I used to think that every dog knew who was doing the pulling, and that the rest were consciously along for the ride, kind of working the system. I don't believe that any more.


What I think now is that most people really think they are working hard, when in fact they're just barely keeping up with the harness, and are definitely not pulling the sled even a little bit. They just don't realize that some other dog is really straining against the harness, doing their work for them.


So if you're the guy on the sled, what exactly do you do? Do you shoot the dogs who aren't pulling, or just pull them out of the harness, leaving an empty slot? Then you have a harness for 12 but only 3 dogs. That probably is slower than having all 12 dogs.

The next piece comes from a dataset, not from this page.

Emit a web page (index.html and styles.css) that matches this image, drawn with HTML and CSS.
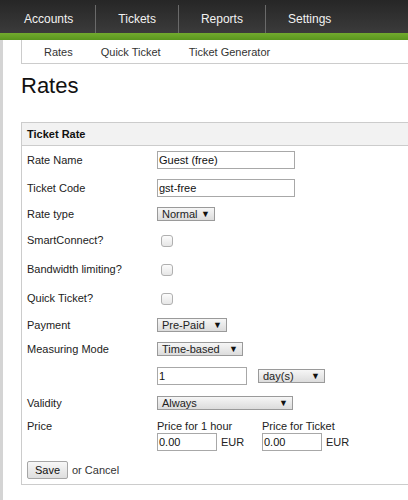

Do you stop, go out and buy a harness for 4, keep 3 good dogs and one marginal dog, and get rid of the other 8? By then, the race is over. And what happens when your 3 star dogs get tired? Is it possible, just possible, that one of the other dogs will one day get it, and become a ferocious puller? These are difficult questions indeed.


So most mushers just leave the status quo, and the hard-working sled dogs pull, and the others run, and the camera crews (on the off chance that there actually are camera crews filming the Iditarod) can't really tell the difference, and most of the dogs can't tell either.


At the end of the race, or at the end of several races, the musher may put the better pieces of food in the right 3 dishes, but the 3 dogs and the musher all know that it's not enough. The 3 dogs run and pull because that's what they do, that's what they're good at, and they don't know any other way. The musher knows that he can change nothing, and it's not worth the risk or controversy to be the only guy out there with a harness for 4 dogs.


And so the world continues. Instead of sled dogs we have people, and instead of harnesses we have phone lines and computers and keyboards, but the game is basically the same.